MT Troop under W.O.2 Tuppenney successfully overcame the problems of having a UEI whilst maintaining a 24 hour operational transport service, thanks to the splendid effort of all concerned, the RCT drivers led by Sergeant Corner as well as the Combat Drivers. Many thanks as well to Sergeant Bentley and his three REME craftsmen.

Staff Sergeant (F. of S.) Hall and M Troop (all six of them) managed to acquit themselves well over UEI whilst continuing to assist the Brigade in all things communicating. For example Sergeant McGarry ably assisted by Lance-Corporal Priday and Corporal Byrom have become quite expert in intercoms, after fitting them into almost every infantry border location in Counties Down, Fermanagh, and Armagh. This involved crawling in and out of sangers, over roofs and generally exposing them­selves in locations where any sane angel would fear to tread.

Indoor sports flourish in our magnificent gymnasium, Badmin­ton and Squash being the favourites. W.O.2 (R.Q.M.S.) Donovan organised a very enjoyable tournament which illustrated the general high standard of the participants.
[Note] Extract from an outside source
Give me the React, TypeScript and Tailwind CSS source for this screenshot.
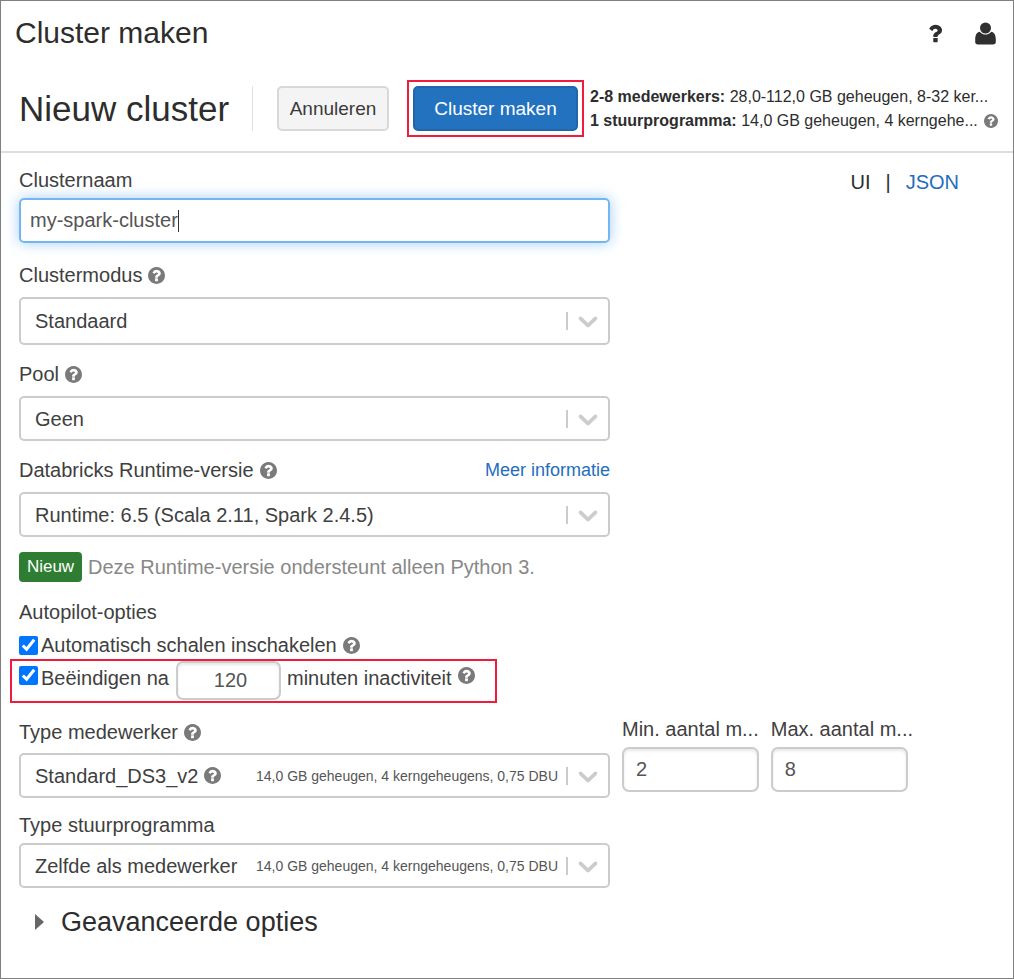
import type { ReactNode } from "react";

const FIELD_TEXT = "text-[#404040] text-[20px] leading-6";

function HelpIcon({ small = false }: { small?: boolean }) {
  return (
    <svg
      viewBox="128 128 1536 1536"
      aria-hidden="true"
      className={small ? "size-[14px] shrink-0 fill-[#7a7a7a]" : "size-[17px] shrink-0 fill-[#7a7a7a]"}
    >
      <path d="M1024 1376v-192q0-14-9-23t-23-9h-192q-14 0-23 9t-9 23v192q0 14 9 23t23 9h192q14 0 23-9t9-23zm256-672q0-88-55.5-163t-138.5-116-170-41q-243 0-371 213-15 24 8 42l132 100q7 6 19 6 16 0 25-12 53-68 86-92 34-24 86-24 48 0 85.5 26t37.5 59q0 38-20 61t-68 45q-63 28-115.5 86.5t-52.5 125.5v36q0 14 9 23t23 9h192q14 0 23-9t9-23q0-19 21.5-49.5t54.5-49.5q32-18 49-28.5t46-35 44.5-48 28-60.5 12.5-81zm384 192q0 209-103 385.5t-279.5 279.5-385.5 103-385.5-103-279.5-279.5-103-385.5 103-385.5 279.5-279.5 385.5-103 385.5 103 279.5 279.5 103 385.5z" />
    </svg>
  );
}

function QuestionIcon() {
  return (
    <svg viewBox="384 256 1020 1280" aria-hidden="true" className="h-[19px] w-[14px] fill-[#2f2f2f]">
      <path d="M1088 1256v240q0 16-12 28t-28 12h-240q-16 0-28-12t-12-28v-240q0-16 12-28t28-12h240q16 0 28 12t12 28zm316-600q0 54-15.500 101t-35 76.500-55 59.500-57.500 43.500-61 35.500q-41 23-68.500 65t-27.500 67q0 17-12 32.500t-28 15.500h-240q-15 0-25.500-18.500t-10.500-37.500v-45q0-83 65-156.500t143-108.500q59-27 84-56t25-76q0-42-46.500-74t-107.500-32q-65 0-108 29-35 25-107 115-13 16-31 16-12 0-25-8l-164-125q-13-10-15.500-25t5.500-28q160-266 464-266 80 0 161 31t146 83 106 127.500 41 158.500z" />
    </svg>
  );
}

function UserIcon() {
  return (
    <svg viewBox="0 0 21 23" aria-hidden="true" className="h-[23px] w-[21px] fill-[#2f2f2f]">
      <circle cx="10.5" cy="6" r="5.5" />
      <path d="M4.800 9.800C6.200 11.700 8.200 12.600 10.500 12.600S14.800 11.700 16.200 9.800C19.200 10.100 20.800 13.200 20.800 17.500V19.800C20.800 21.700 19.900 22.500 18 22.500H3C1.100 22.500 .2 21.700 .2 19.800V17.500C.2 13.200 1.800 10.100 4.800 9.800Z" />
    </svg>
  );
}

function Indicator() {
  return (
    <span className="pointer-events-none col-start-1 row-start-1 flex items-center gap-1 justify-self-end pr-1">
      <span className="h-[18px] w-[2px] bg-[#cccccc]" />
      <svg viewBox="0 0 20 20" aria-hidden="true" className="size-8 fill-[#cccccc]">
        <path d="M4.516 7.548c0.436-0.446 1.043-0.481 1.576 0l3.908 3.747 3.908-3.747c0.533-0.481 1.141-0.446 1.574 0 0.436 0.445 0.408 1.197 0 1.615-0.406 0.418-4.695 4.502-4.695 4.502-0.217 0.223-0.502 0.335-0.787 0.335s-0.57-0.112-0.789-0.335c0 0-4.287-4.084-4.695-4.502s-0.436-1.17 0-1.615z" />
      </svg>
    </span>
  );
}

function SelectBox({
  id,
  value,
  tall = false,
  help = false,
  detail,
}: {
  id: string;
  value: string;
  tall?: boolean;
  help?: boolean;
  detail?: string;
}) {
  return (
    <div
      className={
        tall
          ? "grid h-12 w-full items-center rounded-[5px] border-2 border-[#cccccc] bg-white"
          : "grid h-[45px] w-full items-center rounded-[5px] border-2 border-[#cccccc] bg-white"
      }
    >
      <select
        id={id}
        defaultValue={value}
        className={`col-start-1 row-start-1 h-full w-full appearance-none bg-transparent pl-[14px] outline-none ${FIELD_TEXT}`}
      >
        <option>{value}</option>
      </select>
      {help && (
        <span className="pointer-events-none col-start-1 row-start-1 pl-[183px]">
          <HelpIcon />
        </span>
      )}
      {detail && (
        <span className="pointer-events-none col-start-1 row-start-1 justify-self-end pr-[50px] text-[14px] leading-6 text-[#555555]">
          {detail}
        </span>
      )}
      <Indicator />
    </div>
  );
}

function Label({ htmlFor, help = false, children }: { htmlFor: string; help?: boolean; children: ReactNode }) {
  return (
    <div className="flex items-center gap-[6px]">
      <label htmlFor={htmlFor} className={`whitespace-nowrap ${FIELD_TEXT}`}>
        {children}
      </label>
      {help && <HelpIcon />}
    </div>
  );
}

function WorkerCount({ id, label, value }: { id: string; label: string; value: string }) {
  return (
    <div className="mb-[6px] flex w-[137px] flex-col gap-[6px]">
      <Label htmlFor={id}>{label}</Label>
      <input
        id={id}
        type="text"
        defaultValue={value}
        className="h-[45px] w-full rounded-[7px] border-2 border-[#cccccc] px-3 text-[20px] text-[#555555] shadow-[inset_0_2px_3px_#00000018] outline-none"
      />
    </div>
  );
}

export default function App() {
  const detail = "14,0 GB geheugen, 4 kerngeheugens, 0,75 DBU";
  return (
    <div className="min-h-screen border border-[#7f7f7f] bg-white font-['Liberation_Sans',Arial,sans-serif] text-[#2d2d2d]">
      <header className="border-b-2 border-[#dddddd]">
        <div className="flex items-center justify-between pt-4 pr-[17px] pl-[14px]">
          <h1 className="text-[30px] leading-8">Cluster maken</h1>
          <div className="flex items-center gap-[33px]">
            <button type="button" aria-label="Help">
              <QuestionIcon />
            </button>
            <button type="button" aria-label="Account">
              <UserIcon />
            </button>
          </div>
        </div>
        <div className="flex items-center pt-[31px] pb-[14px] pl-[18px]">
          <h2 className="w-[233px] shrink-0 text-[35px] leading-[46px]">Nieuw cluster</h2>
          <div className="h-[45px] w-px shrink-0 bg-[#e2e2e2]" />
          <button
            type="button"
            className="ml-6 h-[45px] w-28 shrink-0 rounded-[5px] border-2 border-[#d8d8d8] bg-[#f4f4f4] pt-[2px] text-[19px] text-[#3a3a3a]"
          >
            Annuleren
          </button>
          <div className="ml-[18px] shrink-0 border-2 border-[#f01c3c] p-1">
            <button
              type="button"
              className="block h-[45px] w-[165px] rounded-[5px] border-2 border-[#1f66aa] bg-[#2272bf] pt-[2px] text-[19px] text-white"
            >
              Cluster maken
            </button>
          </div>
          <div className="ml-[6px] text-[16px] leading-6 whitespace-nowrap">
            <p>
              <strong>2-8 medewerkers:</strong> 28,0-112,0 GB geheugen, 8-32 ker...
            </p>
            <p className="flex items-center gap-[6px]">
              <span>
                <strong>1 stuurprogramma:</strong> 14,0 GB geheugen, 4 kerngehe...
              </span>
              <HelpIcon small />
            </p>
          </div>
        </div>
      </header>

      <main className="flex items-start justify-between pt-[15px] pr-[54px] pb-10 pl-[18px]">
        <form className="w-[591px]">
          <div className="flex flex-col gap-[6px]">
            <Label htmlFor="name">Clusternaam</Label>
            <div className="relative">
              <input
                id="name"
                type="text"
                defaultValue="my-spark-cluster"
                className="block h-[45px] w-full rounded-[5px] border-2 border-[#74b6f2] px-[9px] text-[20px] text-[#555555] shadow-[0_0_14px_#74b6f2aa] outline-none"
              />
              <span className="absolute top-3 left-[159px] h-[22px] w-px bg-[#333333]" />
            </div>
          </div>

          <div className="mt-5 flex flex-col gap-[10px]">
            <Label htmlFor="mode" help>
              Clustermodus
            </Label>
            <SelectBox id="mode" value="Standaard" tall />
          </div>

          <div className="mt-[17px] flex flex-col gap-[10px]">
            <Label htmlFor="pool" help>
              Pool
            </Label>
            <SelectBox id="pool" value="Geen" />
          </div>

          <div className="mt-[17px] flex flex-col gap-[10px]">
            <div className="flex items-center justify-between">
              <Label htmlFor="runtime" help>
                Databricks Runtime-versie
              </Label>
              <a href="#runtime" className="text-[18px] leading-6 text-[#1f6dc0]">
                Meer informatie
              </a>
            </div>
            <SelectBox id="runtime" value="Runtime: 6.5 (Scala 2.11, Spark 2.4.5)" />
          </div>

          <div className="mt-[15px] flex items-center gap-[6px]">
            <span className="flex h-[30px] w-[63px] items-center justify-center rounded-[4px] bg-[#2e7d32] text-[17px] text-white">
              Nieuw
            </span>
            <span className="text-[20px] leading-6 text-[#888888]">Deze Runtime-versie ondersteunt alleen Python 3.</span>
          </div>

          <p className={`mt-[18px] ${FIELD_TEXT}`}>Autopilot-opties</p>
          <div className="mt-[9px] flex items-center gap-[3px]">
            <input id="autoscale" type="checkbox" defaultChecked className="size-[19px] accent-[#0075ff]" />
            <div className="flex items-center gap-[6px]">
              <label htmlFor="autoscale" className={FIELD_TEXT}>
                Automatisch schalen inschakelen
              </label>
              <HelpIcon />
            </div>
          </div>

          <div className="mt-[2px] -ml-[9px] flex h-11 w-[487px] items-start border-2 border-[#f01c3c] pl-[7px]">
            <input id="terminate" type="checkbox" defaultChecked className="mt-[5px] size-[19px] accent-[#0075ff]" />
            <label htmlFor="terminate" className={`mt-[5px] ml-[3px] w-[135px] ${FIELD_TEXT}`}>
              Beëindigen na
            </label>
            <input
              type="text"
              aria-label="Minuten"
              defaultValue="120"
              className="h-[39px] w-[105px] rounded-[7px] border-2 border-[#cccccc] pl-1 text-center text-[20px] text-[#555555] shadow-[inset_0_2px_3px_#00000018] outline-none"
            />
            <span className={`mt-[5px] ml-[6px] ${FIELD_TEXT}`}>minuten inactiviteit</span>
            <span className="mt-[6px] ml-[6px]">
              <HelpIcon />
            </span>
          </div>

          <div className="mt-[14px] flex items-end gap-3">
            <div className="flex w-full shrink-0 flex-col gap-[9px]">
              <Label htmlFor="worker" help>
                Type medewerker
              </Label>
              <SelectBox id="worker" value="Standard_DS3_v2" help detail={detail} />
            </div>
            <WorkerCount id="min" label="Min. aantal m..." value="2" />
            <WorkerCount id="max" label="Max. aantal m..." value="8" />
          </div>

          <div className="mt-[15px] flex flex-col gap-[6px]">
            <Label htmlFor="driver">Type stuurprogramma</Label>
            <SelectBox id="driver" value="Zelfde als medewerker" detail={detail} />
          </div>

          <button type="button" className="mt-[18px] ml-4 flex items-center gap-4 text-[27px] leading-8">
            <svg viewBox="0 0 10 16" aria-hidden="true" className="h-4 w-[10px] fill-[#666666]">
              <path d="M0 0 9 8 0 16Z" />
            </svg>
            Geavanceerde opties
          </button>
        </form>

        <nav className="flex gap-[15px] pt-[2px] text-[20px] leading-6">
          <span>UI</span>
          <span>|</span>
          <a href="#json" className="text-[#1f6dc0]">
            JSON
          </a>
        </nav>
      </main>
    </div>
  );
}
Staff Sergeant Cook, RAOC, won the squash final narrowly beating Sergeant Downie in the final.

Our lack of playing fields continue to plague our hockey and soccer teams, nevertheless despite several resounding defeats our sportsmen are not deterred and have even won a few victories lately.

There have been so many changes of faces in Kitchen Hill recently that to name everybody would take up too much space. Suffice it to say that to all the old original members of the squadron who have left, you have all done a difficult but valuable job, well done.